East Palestine residents and officials are still reeling from the aftermath of the train derailment
The tiny village of East Palestine in Ohio is still reeling from the aftermath of a train derailment earlier this month that has prompted concerns over hazardous material, and local and state officials working to manage the impacts.
On Tuesday, Ohio Gov. Mike DeWine called on Congress to take action. At a news conference, he said he was told the train was not considered a high hazardous material train, so it was not required to notify the state it was passing through.
“Frankly, if this is true, and I’m told it’s true, this is absurd and we need to look at this and Congress needs to take a look at how these things are handled,” Mr. DeWine said. “We should know when there are trains carrying hazardous material going through the state of Ohio.”

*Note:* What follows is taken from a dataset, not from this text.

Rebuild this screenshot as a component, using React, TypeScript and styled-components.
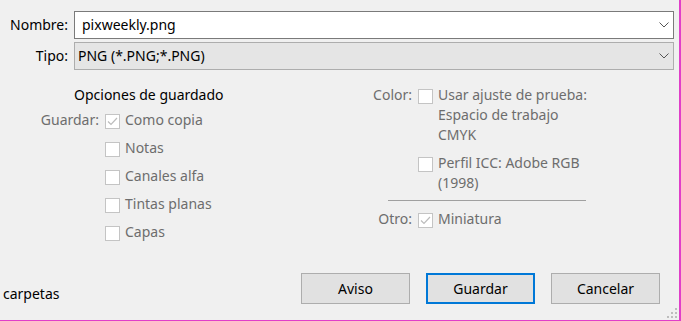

Mr. DeWine’s update came a day before a town hall is scheduled at East Palestine High School. Since the Feb. 3, accident, at least five lawsuits have been filed against the transit company Norfolk Southern. Gov. Josh Shapiro also sent a letter to Norfolk Southern saying he had “serious concerns” about the company’s management of the incident.
Meanwhile, a letter sent by the Environmental Protection Agency to Norfolk Southern shows additional contaminants have, or may be, released into the environment than previously reported. The agency continues daily air testing in the area, detecting no levels of concern yet.